**REQUIREMENTS**
Go through the entries below and pick out every line with "screenshot".

=== DATA PROVIDED ===

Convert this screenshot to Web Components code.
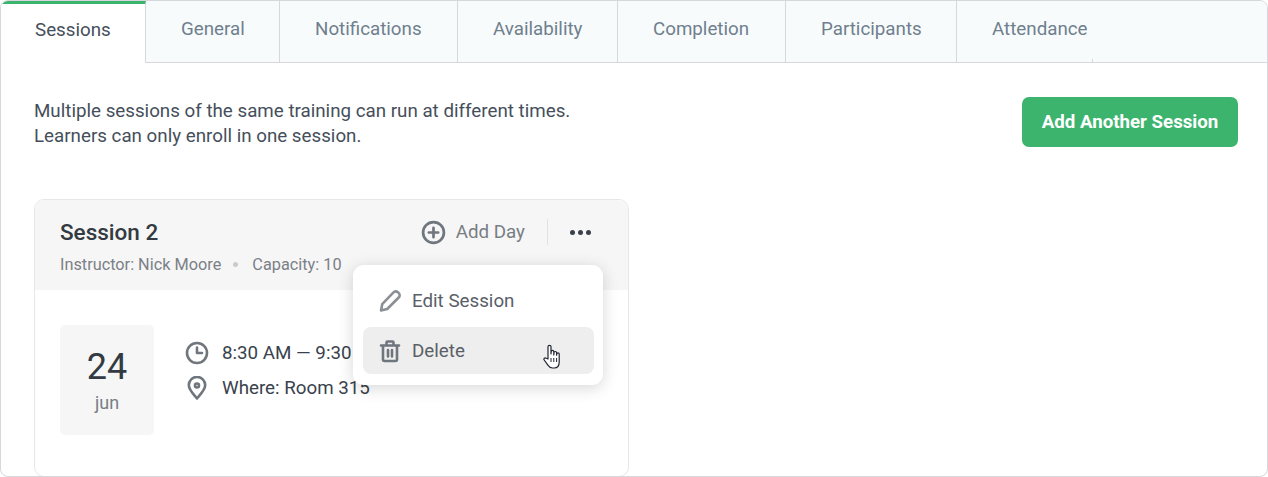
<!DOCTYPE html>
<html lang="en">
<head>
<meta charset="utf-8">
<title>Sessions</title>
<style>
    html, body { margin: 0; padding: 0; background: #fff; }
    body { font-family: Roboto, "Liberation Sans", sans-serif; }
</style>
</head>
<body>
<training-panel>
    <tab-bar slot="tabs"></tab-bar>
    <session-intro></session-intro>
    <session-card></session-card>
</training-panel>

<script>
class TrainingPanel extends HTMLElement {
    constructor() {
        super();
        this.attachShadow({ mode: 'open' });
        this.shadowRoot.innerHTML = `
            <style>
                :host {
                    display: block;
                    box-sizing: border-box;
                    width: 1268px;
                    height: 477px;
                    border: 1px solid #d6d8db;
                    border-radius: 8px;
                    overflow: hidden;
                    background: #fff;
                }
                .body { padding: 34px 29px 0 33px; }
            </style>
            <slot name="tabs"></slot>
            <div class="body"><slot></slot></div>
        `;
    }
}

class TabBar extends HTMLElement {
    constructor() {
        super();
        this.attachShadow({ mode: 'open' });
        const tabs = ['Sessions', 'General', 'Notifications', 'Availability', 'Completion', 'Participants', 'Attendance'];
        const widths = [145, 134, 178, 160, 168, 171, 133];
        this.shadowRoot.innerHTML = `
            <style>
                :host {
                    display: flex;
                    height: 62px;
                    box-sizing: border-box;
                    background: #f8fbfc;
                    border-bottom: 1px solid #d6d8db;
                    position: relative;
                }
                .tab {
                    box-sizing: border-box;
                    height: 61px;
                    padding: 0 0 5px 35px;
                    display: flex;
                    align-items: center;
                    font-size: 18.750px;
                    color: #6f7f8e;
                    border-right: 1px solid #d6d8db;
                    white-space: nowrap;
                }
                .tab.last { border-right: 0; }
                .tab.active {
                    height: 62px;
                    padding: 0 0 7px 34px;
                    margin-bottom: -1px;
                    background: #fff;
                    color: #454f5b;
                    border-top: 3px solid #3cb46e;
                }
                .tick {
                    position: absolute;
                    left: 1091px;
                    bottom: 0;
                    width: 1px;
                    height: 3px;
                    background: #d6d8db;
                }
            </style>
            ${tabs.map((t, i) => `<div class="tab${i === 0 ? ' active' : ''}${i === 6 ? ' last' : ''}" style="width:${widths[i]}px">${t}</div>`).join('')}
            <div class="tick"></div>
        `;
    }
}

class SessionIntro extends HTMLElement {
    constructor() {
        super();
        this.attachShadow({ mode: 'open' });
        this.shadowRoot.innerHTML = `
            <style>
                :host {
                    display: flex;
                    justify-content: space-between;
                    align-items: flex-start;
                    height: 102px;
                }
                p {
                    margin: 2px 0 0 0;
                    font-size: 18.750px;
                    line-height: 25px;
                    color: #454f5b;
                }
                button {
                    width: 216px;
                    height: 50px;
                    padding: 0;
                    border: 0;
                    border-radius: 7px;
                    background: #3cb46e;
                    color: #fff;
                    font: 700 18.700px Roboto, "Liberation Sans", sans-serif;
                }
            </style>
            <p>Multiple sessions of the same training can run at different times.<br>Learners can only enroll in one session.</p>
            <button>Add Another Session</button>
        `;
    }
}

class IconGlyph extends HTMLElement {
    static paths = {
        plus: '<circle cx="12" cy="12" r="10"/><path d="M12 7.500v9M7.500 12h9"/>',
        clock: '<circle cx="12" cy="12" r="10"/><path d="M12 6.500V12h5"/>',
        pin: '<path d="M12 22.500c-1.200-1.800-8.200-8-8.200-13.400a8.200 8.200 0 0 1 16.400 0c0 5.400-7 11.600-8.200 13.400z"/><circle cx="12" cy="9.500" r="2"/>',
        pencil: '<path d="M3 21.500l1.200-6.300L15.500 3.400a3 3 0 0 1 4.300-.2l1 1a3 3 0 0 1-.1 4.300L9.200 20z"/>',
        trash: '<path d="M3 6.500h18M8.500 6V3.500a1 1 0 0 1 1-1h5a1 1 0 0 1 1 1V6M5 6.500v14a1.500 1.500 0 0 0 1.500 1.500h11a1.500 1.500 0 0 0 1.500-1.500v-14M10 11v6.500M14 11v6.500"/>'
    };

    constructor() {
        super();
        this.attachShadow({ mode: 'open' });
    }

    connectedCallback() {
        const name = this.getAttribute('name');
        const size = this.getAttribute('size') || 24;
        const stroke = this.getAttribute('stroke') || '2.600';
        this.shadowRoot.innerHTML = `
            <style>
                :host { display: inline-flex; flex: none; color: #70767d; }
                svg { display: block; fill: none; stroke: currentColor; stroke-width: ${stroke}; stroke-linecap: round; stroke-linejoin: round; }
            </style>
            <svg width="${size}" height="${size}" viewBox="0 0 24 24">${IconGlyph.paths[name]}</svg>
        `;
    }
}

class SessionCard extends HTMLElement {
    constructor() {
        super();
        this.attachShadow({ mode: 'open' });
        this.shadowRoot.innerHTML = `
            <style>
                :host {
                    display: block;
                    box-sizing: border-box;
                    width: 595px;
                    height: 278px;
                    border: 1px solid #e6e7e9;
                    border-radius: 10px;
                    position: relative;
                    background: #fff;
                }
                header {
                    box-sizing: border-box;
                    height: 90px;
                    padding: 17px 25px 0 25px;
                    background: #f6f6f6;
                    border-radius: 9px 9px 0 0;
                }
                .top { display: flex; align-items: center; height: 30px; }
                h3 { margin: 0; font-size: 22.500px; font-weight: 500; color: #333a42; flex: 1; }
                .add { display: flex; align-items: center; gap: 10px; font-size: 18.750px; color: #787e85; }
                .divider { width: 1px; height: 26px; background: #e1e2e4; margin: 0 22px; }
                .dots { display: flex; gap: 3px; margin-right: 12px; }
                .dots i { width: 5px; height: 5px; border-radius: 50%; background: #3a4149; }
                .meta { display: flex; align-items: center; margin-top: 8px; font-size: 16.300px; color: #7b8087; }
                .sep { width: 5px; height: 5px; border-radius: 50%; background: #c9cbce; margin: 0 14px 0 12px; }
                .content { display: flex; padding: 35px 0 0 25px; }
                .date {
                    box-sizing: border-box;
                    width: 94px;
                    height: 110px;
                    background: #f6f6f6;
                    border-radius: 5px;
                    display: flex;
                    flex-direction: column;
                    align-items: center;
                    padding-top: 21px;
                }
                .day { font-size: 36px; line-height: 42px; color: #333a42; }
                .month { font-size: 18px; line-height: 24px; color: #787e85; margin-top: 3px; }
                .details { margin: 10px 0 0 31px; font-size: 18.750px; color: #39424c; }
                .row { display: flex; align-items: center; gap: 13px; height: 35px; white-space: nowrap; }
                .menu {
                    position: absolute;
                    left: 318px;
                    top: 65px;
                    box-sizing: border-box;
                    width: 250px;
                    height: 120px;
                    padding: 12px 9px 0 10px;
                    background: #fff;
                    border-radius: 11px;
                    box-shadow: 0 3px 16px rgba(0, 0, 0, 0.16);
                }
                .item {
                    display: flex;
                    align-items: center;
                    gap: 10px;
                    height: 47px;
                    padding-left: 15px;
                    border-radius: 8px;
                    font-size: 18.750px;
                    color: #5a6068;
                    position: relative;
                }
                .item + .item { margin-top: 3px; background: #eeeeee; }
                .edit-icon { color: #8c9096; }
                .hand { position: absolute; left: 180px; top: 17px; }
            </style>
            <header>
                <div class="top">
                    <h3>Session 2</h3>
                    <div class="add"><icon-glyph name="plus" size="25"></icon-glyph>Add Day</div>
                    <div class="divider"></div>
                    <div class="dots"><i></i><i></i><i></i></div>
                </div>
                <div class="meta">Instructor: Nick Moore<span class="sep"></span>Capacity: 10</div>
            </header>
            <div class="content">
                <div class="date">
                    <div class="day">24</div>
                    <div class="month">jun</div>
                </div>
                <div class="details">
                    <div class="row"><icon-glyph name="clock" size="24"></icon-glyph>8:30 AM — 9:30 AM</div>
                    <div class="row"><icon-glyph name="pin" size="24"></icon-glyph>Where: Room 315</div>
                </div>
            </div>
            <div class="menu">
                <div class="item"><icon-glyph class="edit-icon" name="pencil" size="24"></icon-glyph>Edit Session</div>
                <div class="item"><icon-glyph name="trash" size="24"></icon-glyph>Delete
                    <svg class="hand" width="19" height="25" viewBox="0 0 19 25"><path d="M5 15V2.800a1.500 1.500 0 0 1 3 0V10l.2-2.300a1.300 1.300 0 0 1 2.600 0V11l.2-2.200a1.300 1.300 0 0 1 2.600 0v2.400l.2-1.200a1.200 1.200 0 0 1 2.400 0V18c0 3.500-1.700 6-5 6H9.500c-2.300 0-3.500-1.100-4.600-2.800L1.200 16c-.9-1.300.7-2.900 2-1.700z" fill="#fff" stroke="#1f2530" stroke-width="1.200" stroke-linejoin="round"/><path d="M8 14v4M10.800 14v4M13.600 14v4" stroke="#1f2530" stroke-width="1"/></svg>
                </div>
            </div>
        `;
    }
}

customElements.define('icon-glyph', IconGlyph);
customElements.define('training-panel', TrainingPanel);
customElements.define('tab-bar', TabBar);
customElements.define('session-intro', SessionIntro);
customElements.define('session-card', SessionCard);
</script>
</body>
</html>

===
=== DATA PROVIDED ===

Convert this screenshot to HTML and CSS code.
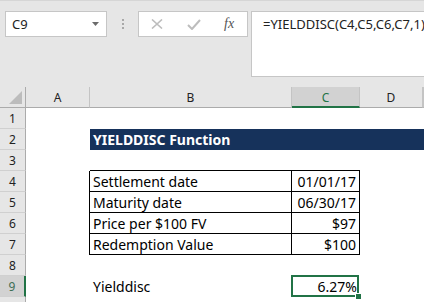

===

**SOLUTION TO THE EXERCISE**
Convert this screenshot to Web Components code.
Convert this screenshot to HTML and CSS code.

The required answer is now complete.